Fatal giant squid attack off Nanaimo a fairy story Add to ...

They're nicknamed Red Devils for their mean dispositions and burnt-coloured skins. In underwater diving circles, they're both revered and feared and have been known to attack whatever creatures cross their paths.

So, when an outdoor magazine ran an article recently outlining Canada's first-ever killer attack of a diver by a giant Humboldt squid off Nanaimo, B.C., the local tourism community was alarmed.

The city's thriving underwater diving industry feared the news would put a chill on tourism, the way Jaws, the movie about a predatory great white shark chewing up swimmers, drove people from ocean beaches 35 years ago.

The only problem with the legend of the giant killer calamari from Nanaimo is that it isn't true.

Nanaimo's mayor, a diver himself, said the city has spent years developing its diving industry and fears the damage is irreparable.

"We're trying to market our city as a diving destination, and pointing out to people that killer squid are lurking in the water to drag you to your death is not a pretty positive signal," Mayor John Ruttan said Thursday.

The article, published in the January/February edition of Western Sportsman, said a scuba diver off Nanaimo was "attacked by several squid and dragged to his death."

The mayor, who bought the magazine after he was tipped off by local reporters, said he knew the story was false because no one in town had heard about a killer squid attack. Mr. Ruttan contacted the RCMP to double-check; they had no records of it.

Mr. Ruttan then e-mailed magazine editor David Webb and asked for an explanation and retraction. The editor looked into the matter and eventually learned that the writer's source had recanted the squid story. The magazine has issued a retraction on the magazine's website and promised the mayor that it will run in the May/June print edition.

"While Humboldt squid have been spotted in the area and have been known to attack divers in other locations, following reader inquiries and further investigation, our writer's source for information on the Nanaimo-area attack was found to be in error," the retraction reads.

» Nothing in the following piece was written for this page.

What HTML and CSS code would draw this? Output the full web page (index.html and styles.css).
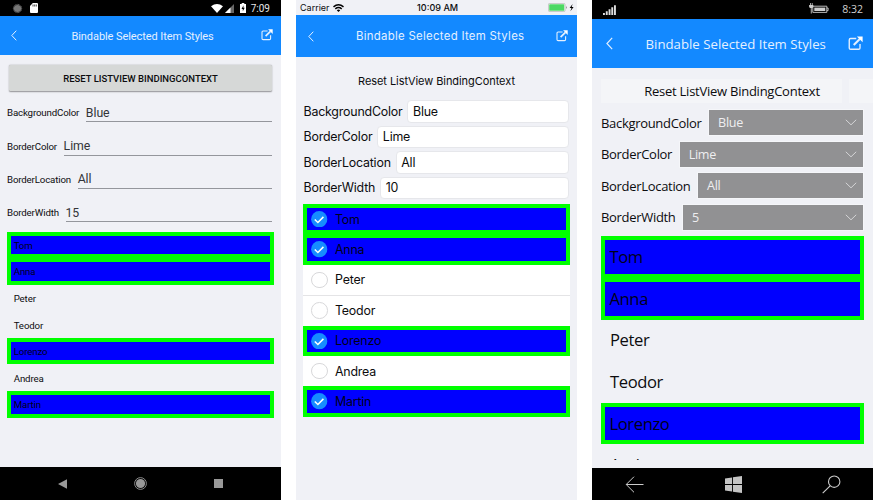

Mr. Webb did not respond to a request for an interview.

Other divers fear the erroneous account could dissuade would-be divers from taking up the sport.

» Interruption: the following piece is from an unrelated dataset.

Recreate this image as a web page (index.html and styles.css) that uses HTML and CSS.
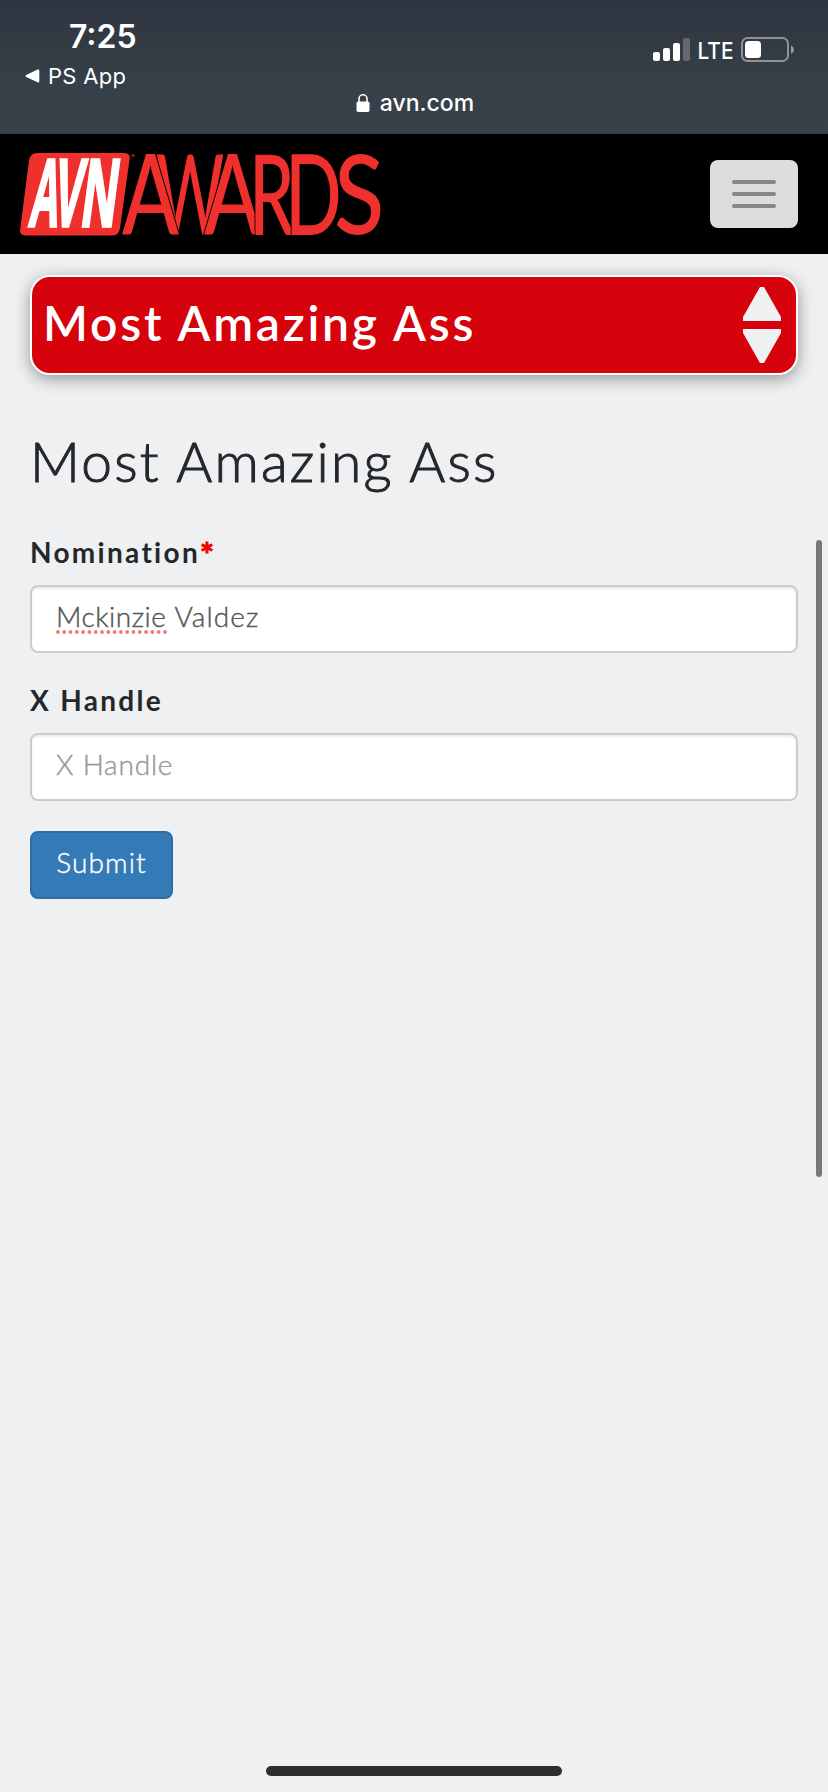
FILE: index.html
```html
<!DOCTYPE html>
<html lang="en">
<head>
<meta charset="utf-8">
<title>AVN Awards</title>
<link rel="stylesheet" href="styles.css">
</head>
<body>
<div class="screen">
  <header class="status">
    <div class="status-left">
      <div class="clock">7:25</div>
      <div class="back">
        <svg width="15" height="14" viewBox="0 0 15 14"><path d="M1.200 6.100 12.600.6Q14.300 0 14.300 1.700V12.300Q14.300 14 12.600 13.300L1.200 7.900Q-.4 7 1.200 6.100Z" fill="#fff"/></svg>
        <span class="back-text">PS App</span>
      </div>
    </div>
    <div class="url">
      <svg width="14" height="18" viewBox="0 0 14 18"><rect x="0.500" y="7.500" width="13" height="10.500" rx="1.800" fill="#fff"/><path d="M3 8V4.800a4 4 0 0 1 8 0V8" fill="none" stroke="#fff" stroke-width="1.600"/></svg>
      <span class="url-text">avn.com</span>
    </div>
    <svg class="indicators" width="144" height="28" viewBox="0 0 144 28">
      <g fill="#fff">
        <rect x="1" y="16" width="7" height="9" rx="2"/>
        <rect x="11" y="12" width="7" height="13" rx="2"/>
        <rect x="21" y="7" width="7" height="18" rx="2"/>
        <rect x="31" y="2" width="7" height="23" rx="2" opacity=".23"/>
        <text class="lte" x="45.500" y="23" textLength="36" lengthAdjust="spacingAndGlyphs">LTE</text>
        <rect x="93" y="5" width="16" height="17" rx="3.500"/>
        <path d="M139 9.500q3 1.500 3 4.200t-3 4.200z" opacity=".5"/>
      </g>
      <rect x="90" y="2" width="46" height="23" rx="5.500" fill="none" stroke="#fff" stroke-opacity=".45" stroke-width="2"/>
    </svg>
  </header>

  <nav class="navbar">
    <svg class="logo" width="364" height="86" viewBox="18 152 364 86">
      <path d="M37 154H124Q131 154 129.500 161L120 229Q119 236.500 112 236.500H26Q19 236.500 20.200 230L29 162Q30 154 37 154Z" fill="#f0302c"/>
      <circle cx="133" cy="156.500" r="1.600" fill="#8c2020"/>
      <g class="logo-avn">
        <text transform="translate(27.500 227) skewX(-7.500) scale(.43 1)">A</text>
        <text transform="translate(51.500 227) skewX(-7.500) scale(.44 1)">V</text>
        <text transform="translate(79.500 227) skewX(-7.500) scale(.5 1)">N</text>
      </g>
      <g class="logo-awards">
        <text transform="translate(156 236) scale(.58 1)">W</text>
        <text transform="translate(122 236) scale(.74 1)">A</text>
        <text transform="translate(204 236) scale(.74 1)">A</text>
        <text transform="translate(249 236) scale(.64 1)">R</text>
        <text transform="translate(285 236) scale(.66 1)">D</text>
        <text transform="translate(334 235) scale(.82 .97)">S</text>
      </g>
    </svg>
    <button class="toggle" aria-label="Menu"><span class="bar"></span><span class="bar"></span><span class="bar"></span></button>
  </nav>

  <main class="content">
    <div class="category">
      <span class="category-text">Most Amazing Ass</span>
      <svg width="38" height="76" viewBox="0 0 38 76" fill="#eff0f2"><path d="M17 0h4l17 30v4H0v-4zM0 42h38v4L21 76h-4L0 46z"/></svg>
    </div>
    <h1 class="title">Most Amazing Ass</h1>
    <form class="form">
      <div class="label"><span class="label-nom">Nomination</span><span class="req">*</span></div>
      <div class="field"><span class="misspelled">Mckinzie</span><span class="surname">Valdez</span></div>
      <div class="label"><span class="label-x">X Handle</span></div>
      <div class="field"><span class="placeholder">X Handle</span></div>
      <button class="submit" type="button"><span class="submit-text">Submit</span></button>
    </form>
  </main>
  <div class="scrollbar"></div>
  <div class="home"></div>
</div>
</body>
</html>
```
FILE: styles.css
```css
* { box-sizing: border-box; }
body { margin: 0; background: #eff0f2; font-family: Lato, sans-serif; color: #25282b; }
svg { display: block; flex: none; overflow: visible; }
.screen { position: relative; width: 828px; height: 1792px; overflow: hidden; }

.status { display: grid; grid-template-columns: 1fr auto 1fr; height: 134px; color: #fff; font-family: Inter, sans-serif; background: linear-gradient(#2f3444 0, #323943 25%, #364049 65%, #384149 98%, #373a40); }
.status-left { padding: 18px 0 0 25px; }
.clock { margin-left: 44px; font-size: 32px; font-weight: 600; line-height: 38px; }
.back { display: flex; align-items: center; gap: 8px; height: 30px; margin-top: 5px; }
.back-text { font-size: 22px; letter-spacing: .3px; line-height: 30px; }
.url { display: flex; align-self: end; align-items: center; gap: 10px; height: 30px; margin: 0 0 16px 2px; }
.url-text { font-size: 23px; font-weight: 500; line-height: 30px; }
.indicators { justify-self: end; margin: 36px 32px 0 0; }
.lte { font: 500 23.500px Inter, sans-serif; }

.navbar { display: flex; align-items: center; justify-content: space-between; height: 120px; padding: 0 30px 0 18px; background: #000; }
.logo-avn { font: 700 96px "Liberation Sans", sans-serif; fill: #fff; stroke: #fff; stroke-width: 3.500; }
.logo-awards { font: 500 113px Lato, sans-serif; fill: #f0302c; stroke: #000; stroke-width: 2.500; paint-order: stroke; }
.toggle { display: flex; flex-direction: column; align-items: center; justify-content: center; gap: 8px; width: 88px; height: 68px; padding: 0; border: 0; border-radius: 8px; background: #ddd; }
.bar { width: 44px; height: 4px; border-radius: 2px; background: #888; }

.content { padding: 21px 30px 0; }
.category { display: flex; align-items: center; justify-content: space-between; height: 100px; padding: 0 15px 0 11px; border: 2px solid #fff; border-radius: 20px; background: #d6020c; box-shadow: 0 4px 16px rgba(0,0,0,.38); color: #fff; }
.category-text { padding-bottom: 5px; font-size: 48px; font-weight: 600; letter-spacing: 2.800px; line-height: 56px; }
.title { margin: 53px 0 38px; font-size: 55px; font-weight: 300; letter-spacing: 2.250px; line-height: 66px; white-space: nowrap; -webkit-text-stroke: 1px #25282b; }
.form { display: flex; flex-direction: column; align-items: flex-start; }
.label { display: flex; height: 40px; margin-bottom: 13px; font-size: 28px; font-weight: 700; line-height: 40px; }
.label-nom, .label-x { letter-spacing: 2.300px; }
.req { position: relative; top: 2px; color: #f00000; font-size: 33px; -webkit-text-stroke: 1px #f00000; }
.field { display: flex; align-items: center; gap: 8px; width: 100%; height: 68px; margin-bottom: 27px; padding: 0 24px 6px; border: 2px solid #ccc; border-radius: 8px; background: #fff; box-shadow: inset 0 2px 2px rgba(0,0,0,.075); color: #555; font-size: 28px; font-weight: 300; line-height: 34px; -webkit-text-stroke: .4px; }
.misspelled { position: relative; letter-spacing: .5px; }
.surname { letter-spacing: 1.100px; }
.misspelled::after { content: ""; position: absolute; left: 0; top: 31px; width: 112px; height: 4px; background: radial-gradient(circle at 2px 2px, #f07a76 1.600px, transparent 2.100px) 0 0 / 6.300px 4px repeat-x; }
.placeholder { color: #999; letter-spacing: .8px; }
.submit { display: flex; align-items: center; justify-content: center; width: 143px; height: 68px; margin-top: 3px; padding: 0 0 6px; border: 2px solid #2e6da4; border-radius: 8px; background: #337ab7; color: #fff; font: 300 28px/34px Lato, sans-serif; letter-spacing: 1.100px; -webkit-text-stroke: .4px; }
.scrollbar { position: absolute; left: 816px; top: 540px; width: 6px; height: 637px; border-radius: 3px; background: #77787a; }
.home { position: absolute; left: 266px; top: 1766px; width: 296px; height: 10px; border-radius: 5px; background: #2e2e2f; }
```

"It might hurt the industry in general, because people hear stories like that and it's one more thing keeping people from learning how to dive," said Ed Singer of Nanaimo's Sundown Diving.

The city has spent time and money attracting divers, most of whom come from Western Canada and the United States. Three military ships were sunk off its harbour specifically for scuba divers.

The Humboldt squids, which can reach about two metres in length and weigh 100 pounds, have been spotted in the waters and beaches off the west coast of Vancouver Island, but they're rarely seen off the eastern coast of the island near Nanaimo, Mr. Singer said.

The jumbo squid are fierce predators whose range has expanded further north along the eastern Pacific in recent years. Sightings that were once rare in California are now commonplace, and scientists say their numbers are on the rise.

The squids have razor-sharp teeth and use their long tentacles to draw prey in. They have been several documented Humboldt squid attacks on divers off the California and Mexico coasts.